Reward ideas by creative field:
Music: early access, name in credits, private listening link.
Film: backer credit, behind-the-scenes access, invite to screening.
Fashion: limited piece, discount code, “supporter edition” tag.
Art: signed print, process video, studio visit (if safe and realistic).
Be careful with big promises. If you can’t deliver a hoodie in six weeks, don’t offer it. Offer what you can control.
Monetising content, streaming, YouTube, live gifts, tips, and paid communities
Fan-powered income also grows quietly through content. It’s slower than one big grant, but it can become steady.
Common income streams creatives combine:
Streaming and distribution: royalties over time for music.
YouTube: ad revenue once eligible, plus sponsorship potential later.
Live gifts and tips: TikTok lives, IG lives, direct tipping links.
Affiliate links: recommending gear you actually use.
Paid communities: close-friends subscriptions, Patreon-style support, paid classes.
The hard truth is patience. The first month can feel like shouting into the wind. Consistency is what turns content into income.
A simple weekly rhythm that many stick to:
- 2 short videos (process, behind-the-scenes, quick tips)

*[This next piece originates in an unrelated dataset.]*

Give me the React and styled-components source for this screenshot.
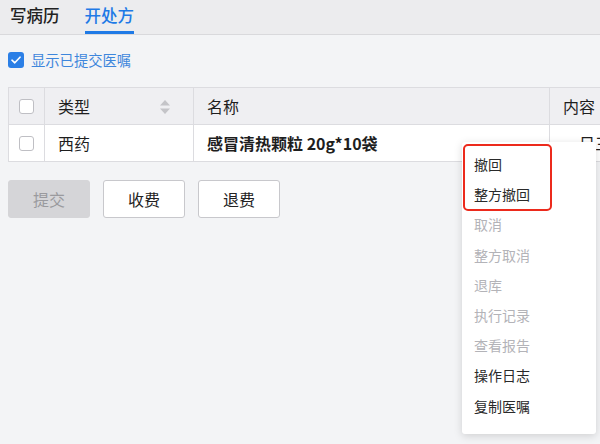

- 1 longer post (YouTube video, mini-doc, or a full photoset)
- Daily Stories (updates, polls, proof of work)
- One direct offer (bookings open, prints for sale, beats available)
Treat your content like a shop window. People support what they see.
Conclusion
That studio clock still ticks, and the sewing machine still costs what it costs. But Nigerian youth are proving that funding a creative dream doesn’t require one giant miracle. It often comes from three paths: self-funding through paid work and shared costs, outside money through grants and competitions, and fan funding through crowdfunding and content income.
Pick two methods to start this month, and keep them simple.
- Choose one project you can finish.
- Price it with a basic budget.
- Build proof (samples, a reel, a portfolio link).
- Choose a funding method that fits your audience.
- Set a 30-day plan and work it weekly.
Your dream doesn’t need perfect timing, it needs steady movement.